The Financial Ombudsman Service, which acts as a go-between when customers are unhappy with product providers, says Section 75 related complaints are rising by 14 per cent a year. Meanwhile, online complaints service Resolver has seen complaints balloon in the past six months.

The Act states that any purchase made on a credit card between £100 and £30,000 is protected. This still applies even when only a deposit for an item has been paid by card.

But Martyn James, of Resolver, believes changes in modern shopping methods mean customers are not always protected when they pay by card.

He says: ‘Paying by credit card does not always mean you get back your money. The way the Act is worded does not always fit with the way we live and shop today.’


Shoppers are increasingly losing out because only transactions made directly with a supplier are routinely covered. If a payment is made via a third party, such as Amazon, the direct link is broken, along with the protection.

To have Section 75 protection you must buy direct from the supplier of the goods. 

For example, if you buy a concert ticket direct from the venue and spend more than £100 then you are covered. Buy the same ticket through a third-party ticket agency and you are not covered. The exception is where the ticket agency is an ‘official’ seller – though this is not guaranteed.

Shoppers paying by credit card through services such as PayPal can also lose out as using them to pay a supplier breaks the link. But PayPal has its own voluntary buyer protection scheme.

People booking flights online need to be wary. If you book direct with an airline using a credit card you are covered if it goes bust, but not if you buy the flight through a comparison website.

The same goes for holidays bought through an online booking company. So it is best to use a comparison website to compare holiday deals, but then book direct to ensure you are covered by Section 75.

The Financial Ombudsman Service has pressed the Law Commission to make Section 75 more watertight.

In a statement to the Commission’s consultation on law reforms earlier this year, the Ombudsman said: ‘We frequently see cases involving a break in the ‘debtor-creditor-supplier’ relationship.

In these situations, consumers who are making a payment using their credit card may not realise the usual protections do not apply.’ Currently, two thirds of complaints about Section 75 are rebuffed by the Ombudsman.

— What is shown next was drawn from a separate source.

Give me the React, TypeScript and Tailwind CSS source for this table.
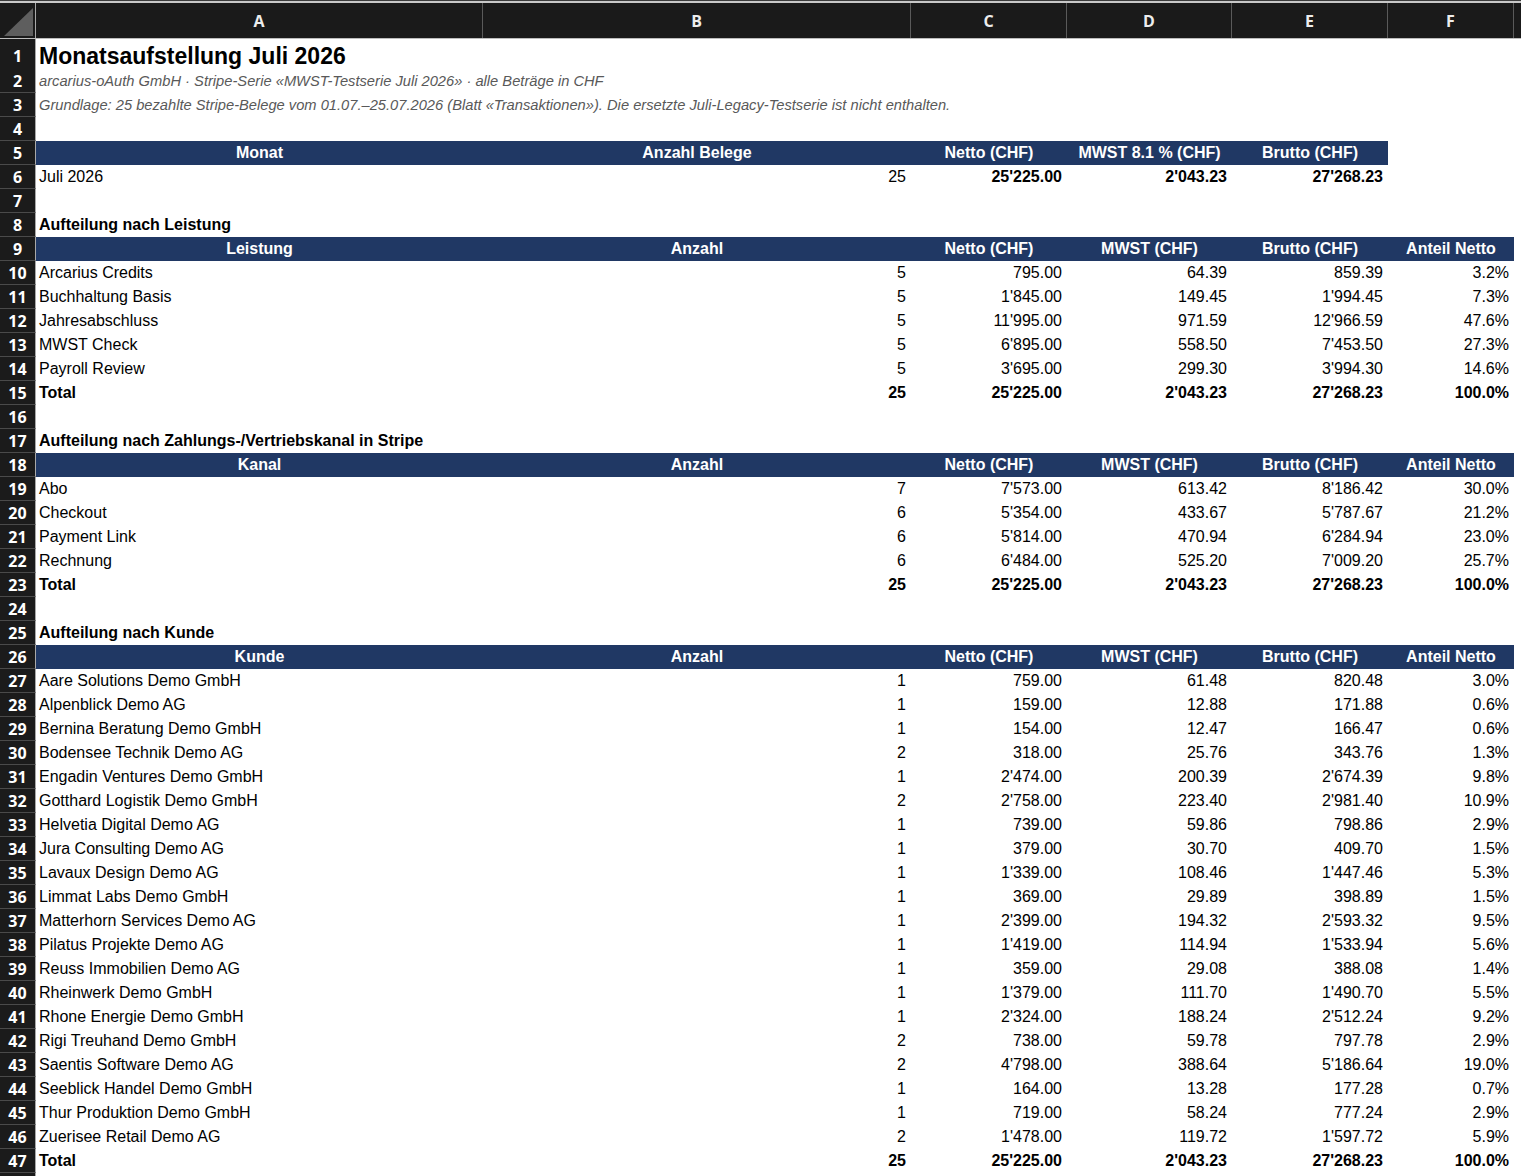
import React from "react";

const GRID = "grid grid-cols-[36px_447px_428px_156px_165px_156px_126px_1fr]";

function RowHead({ n }: { n?: number }) {
  return (
    <div className="flex items-center justify-center bg-[#1b1b1b] border-r border-r-[#a8a8a8] border-b border-b-[#4a4a4a] text-white font-bold text-[16px] font-['Open_Sans',sans-serif] leading-none">
      {n}
    </div>
  );
}

function Row({ n, tall, children }: { n?: number; tall?: boolean; children?: React.ReactNode }) {
  return (
    <div className={`${GRID} ${tall ? "h-[30px]" : "h-[24px]"}`}>
      <RowHead n={n} />
      {children}
    </div>
  );
}

function Span({ children, cls }: { children?: React.ReactNode; cls?: string }) {
  return (
    <div className={`col-span-7 flex items-center pl-[3px] whitespace-nowrap ${cls ?? ""}`}>{children}</div>
  );
}

function Num({ v, bold }: { v?: string; bold?: boolean }) {
  return (
    <div className={`flex items-center justify-end pr-[5px] whitespace-nowrap ${bold ? "font-bold" : ""}`}>{v}</div>
  );
}

function Txt({ v, bold }: { v: string; bold?: boolean }) {
  return (
    <div className={`flex items-center pl-[3px] whitespace-nowrap ${bold ? "font-bold" : ""}`}>{v}</div>
  );
}

function Head({ labels, full }: { labels: string[]; full?: boolean }) {
  return (
    <>
      {labels.map((l, i) => (
        <div
          key={i}
          className="flex items-center justify-center bg-[#203864] text-white font-bold whitespace-nowrap"
        >
          {l}
        </div>
      ))}
      {!full && <div />}
      <div />
    </>
  );
}

type D = [string, string, string, string, string, string];

function DataRow({ n, d, bold }: { n: number; d: D; bold?: boolean }) {
  return (
    <Row n={n}>
      <Txt v={d[0]} bold={bold} />
      <Num v={d[1]} bold={bold} />
      <Num v={d[2]} bold={bold} />
      <Num v={d[3]} bold={bold} />
      <Num v={d[4]} bold={bold} />
      <Num v={d[5]} bold={bold} />
      <div />
    </Row>
  );
}

const leistung: D[] = [
  ["Arcarius Credits", "5", "795.00", "64.39", "859.39", "3.2%"],
  ["Buchhaltung Basis", "5", "1'845.00", "149.45", "1'994.45", "7.3%"],
  ["Jahresabschluss", "5", "11'995.00", "971.59", "12'966.59", "47.6%"],
  ["MWST Check", "5", "6'895.00", "558.50", "7'453.50", "27.3%"],
  ["Payroll Review", "5", "3'695.00", "299.30", "3'994.30", "14.6%"],
];

const kanal: D[] = [
  ["Abo", "7", "7'573.00", "613.42", "8'186.42", "30.0%"],
  ["Checkout", "6", "5'354.00", "433.67", "5'787.67", "21.2%"],
  ["Payment Link", "6", "5'814.00", "470.94", "6'284.94", "23.0%"],
  ["Rechnung", "6", "6'484.00", "525.20", "7'009.20", "25.7%"],
];

const kunden: D[] = [
  ["Aare Solutions Demo GmbH", "1", "759.00", "61.48", "820.48", "3.0%"],
  ["Alpenblick Demo AG", "1", "159.00", "12.88", "171.88", "0.6%"],
  ["Bernina Beratung Demo GmbH", "1", "154.00", "12.47", "166.47", "0.6%"],
  ["Bodensee Technik Demo AG", "2", "318.00", "25.76", "343.76", "1.3%"],
  ["Engadin Ventures Demo GmbH", "1", "2'474.00", "200.39", "2'674.39", "9.8%"],
  ["Gotthard Logistik Demo GmbH", "2", "2'758.00", "223.40", "2'981.40", "10.9%"],
  ["Helvetia Digital Demo AG", "1", "739.00", "59.86", "798.86", "2.9%"],
  ["Jura Consulting Demo AG", "1", "379.00", "30.70", "409.70", "1.5%"],
  ["Lavaux Design Demo AG", "1", "1'339.00", "108.46", "1'447.46", "5.3%"],
  ["Limmat Labs Demo GmbH", "1", "369.00", "29.89", "398.89", "1.5%"],
  ["Matterhorn Services Demo AG", "1", "2'399.00", "194.32", "2'593.32", "9.5%"],
  ["Pilatus Projekte Demo AG", "1", "1'419.00", "114.94", "1'533.94", "5.6%"],
  ["Reuss Immobilien Demo AG", "1", "359.00", "29.08", "388.08", "1.4%"],
  ["Rheinwerk Demo GmbH", "1", "1'379.00", "111.70", "1'490.70", "5.5%"],
  ["Rhone Energie Demo GmbH", "1", "2'324.00", "188.24", "2'512.24", "9.2%"],
  ["Rigi Treuhand Demo GmbH", "2", "738.00", "59.78", "797.78", "2.9%"],
  ["Saentis Software Demo AG", "2", "4'798.00", "388.64", "5'186.64", "19.0%"],
  ["Seeblick Handel Demo GmbH", "1", "164.00", "13.28", "177.28", "0.7%"],
  ["Thur Produktion Demo GmbH", "1", "719.00", "58.24", "777.24", "2.9%"],
  ["Zuerisee Retail Demo AG", "2", "1'478.00", "119.72", "1'597.72", "5.9%"],
];

const total: D = ["Total", "25", "25'225.00", "2'043.23", "27'268.23", "100.0%"];

export default function App() {
  const cols = ["A", "B", "C", "D", "E", "F"];
  return (
    <div className="w-[1521px] h-[1176px] overflow-hidden bg-white text-black text-[16px] font-['Liberation_Sans',Arial,sans-serif]">
      <div className="h-[1px] bg-[#3c3c3c]" />
      <div className="h-[2px] bg-[#c9c9c9]" />
      <div className={`${GRID} h-[36px] bg-[#1a1a1a] border-b border-b-[#bdbdbd]`}>
        <div className="relative border-r border-r-[#a8a8a8]">
          <svg className="absolute left-[4px] top-[5px]" width="29" height="28" viewBox="0 0 29 28">
            <polygon points="0,28 29,28 29,0" fill="#5e5e5e" />
          </svg>
        </div>
        {cols.map((c) => (
          <div
            key={c}
            className="flex items-center justify-center border-r border-r-[#5a5a5a] text-[#ededed] text-[16px] font-bold font-['Open_Sans',sans-serif]"
          >
            {c}
          </div>
        ))}
        <div />
      </div>

      <Row n={1} tall>
        <Span cls="text-[23px] font-bold">Monatsaufstellung Juli 2026</Span>
      </Row>
      <Row n={2}>
        <Span cls="italic text-[14.7px] text-[#595959]">
          arcarius-oAuth GmbH · Stripe-Serie «MWST-Testserie Juli 2026» · alle Beträge in CHF
        </Span>
      </Row>
      <Row n={3}>
        <Span cls="italic text-[14.7px] text-[#595959]">
          Grundlage: 25 bezahlte Stripe-Belege vom 01.07.–25.07.2026 (Blatt «Transaktionen»). Die ersetzte Juli-Legacy-Testserie ist nicht enthalten.
        </Span>
      </Row>
      <Row n={4} />
      <Row n={5}>
        <Head labels={["Monat", "Anzahl Belege", "Netto (CHF)", "MWST 8.1 % (CHF)", "Brutto (CHF)"]} />
      </Row>
      <Row n={6}>
        <Txt v="Juli 2026" />
        <Num v="25" />
        <Num v="25'225.00" bold />
        <Num v="2'043.23" bold />
        <Num v="27'268.23" bold />
        <div />
        <div />
      </Row>
      <Row n={7} />
      <Row n={8}>
        <Span cls="font-bold">Aufteilung nach Leistung</Span>
      </Row>
      <Row n={9}>
        <Head full labels={["Leistung", "Anzahl", "Netto (CHF)", "MWST (CHF)", "Brutto (CHF)", "Anteil Netto"]} />
      </Row>
      {leistung.map((d, i) => (
        <DataRow key={d[0]} n={10 + i} d={d} />
      ))}
      <DataRow n={15} d={total} bold />
      <Row n={16} />
      <Row n={17}>
        <Span cls="font-bold">Aufteilung nach Zahlungs-/Vertriebskanal in Stripe</Span>
      </Row>
      <Row n={18}>
        <Head full labels={["Kanal", "Anzahl", "Netto (CHF)", "MWST (CHF)", "Brutto (CHF)", "Anteil Netto"]} />
      </Row>
      {kanal.map((d, i) => (
        <DataRow key={d[0]} n={19 + i} d={d} />
      ))}
      <DataRow n={23} d={total} bold />
      <Row n={24} />
      <Row n={25}>
        <Span cls="font-bold">Aufteilung nach Kunde</Span>
      </Row>
      <Row n={26}>
        <Head full labels={["Kunde", "Anzahl", "Netto (CHF)", "MWST (CHF)", "Brutto (CHF)", "Anteil Netto"]} />
      </Row>
      {kunden.map((d, i) => (
        <DataRow key={d[0]} n={27 + i} d={d} />
      ))}
      <DataRow n={47} d={total} bold />
      <Row />
    </div>
  );
}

Martyn James says: ‘Always appeal a decision not to refund as the law is so grey even the credit card companies often do not fully understand it.’

The Commission has decided not to reform the law on third party payments. It will leave any changes to the Financial Conduct Authority as part of its overhaul of the Consumer Credit Act. This is due to become law in 2019.

In safe hands: Section 75 covers store cards but not second card holders

Many popular payment methods have little protection, but there are steps you can take to minimise the risk of losing out.

CASH: If something goes wrong when paying for goods there is no audit trail – and no Section 75 cover.

TIP: Keep receipts, even photograph them for your records. This is also useful if an insurance claim is later necessary to make good any loss or report a theft.

CHEQUES: Millions of cheques are still written every year. Although fraud is declining, about £14 million is stolen this way by fraudsters using counterfeit, forged or fraudulently altered cheques. If a cheque is tampered with the bank will reject it.

TIP: If accepting a cheque as a refund, do not return the items until six working days have passed since it was banked. Only then is the money yours.

If a refund is for a large sum consider asking for a different form of payment such as bank transfer. If writing a cheque, use a pen and put a line through any empty spaces. Alarm bells should ring if you are offered a cheque for a greater amount than agreed – and then asked to pay back the difference.

Store cards are covered by Section 75 in the same way as a credit card

Store cards are covered by Section 75 in the same way as a credit card

STORECARD: Pushed at the till, these cards charge high rates of interest. On the plus side they are covered by Section 75 in the same way as a credit card.

TIP: A storecard can be useful for getting a big discount on your first purchase, but make sure any balance is paid off in full – and consider cutting it up afterwards. It is an expensive option.

DEBIT CARD: Though excluded from Section 75, card providers offer a voluntary scheme called ‘chargeback’. It means you can ask your bank to get money back in a disputed transaction. Unlike Section 75 there is no upper or lower limit so it can work for claims – even on credit cards – below or above the £100 and £30,000 limits.

TIP: Act swiftly to claim as there is usually a time limit (maximum 120 days).

BANK TRANSFER: Paying someone by bank transfer, usually online or by phone, means the payment goes straight from your account to the recipient’s.

But it is similar to paying by cash as there is no safety net if things go wrong. More than 19,000 people lost out to fraudulent bank transfer scams in the first six months of this year, losing some £100million.

TIP: Always check you are sending the money to the correct person and account. Test it first with a £1 transfer – then call to check it has arrived. If a payment goes to the wrong destination or a fraudster, contact your bank as soon as you realise, as it needs to act quickly to get the money back.

Following a campaign by consumer group Which?, banks are planning to do more to help retrieve funds lost as a result of a bank transfer. The Payments System Regulator is also contemplating setting up a compensation scheme.

SECOND CARD HOLDERS: Many couples share a credit card, but second named cardholders are not protected by Section 75 if they purchase something just for their own use. If the item is shared, say a sofa for the home, they should be covered.

TIP: The main cardholder should make any claim under Section 75, even if they did not make the purchase.

To avoid potential problems, the main cardholder should make any large purchases on the card.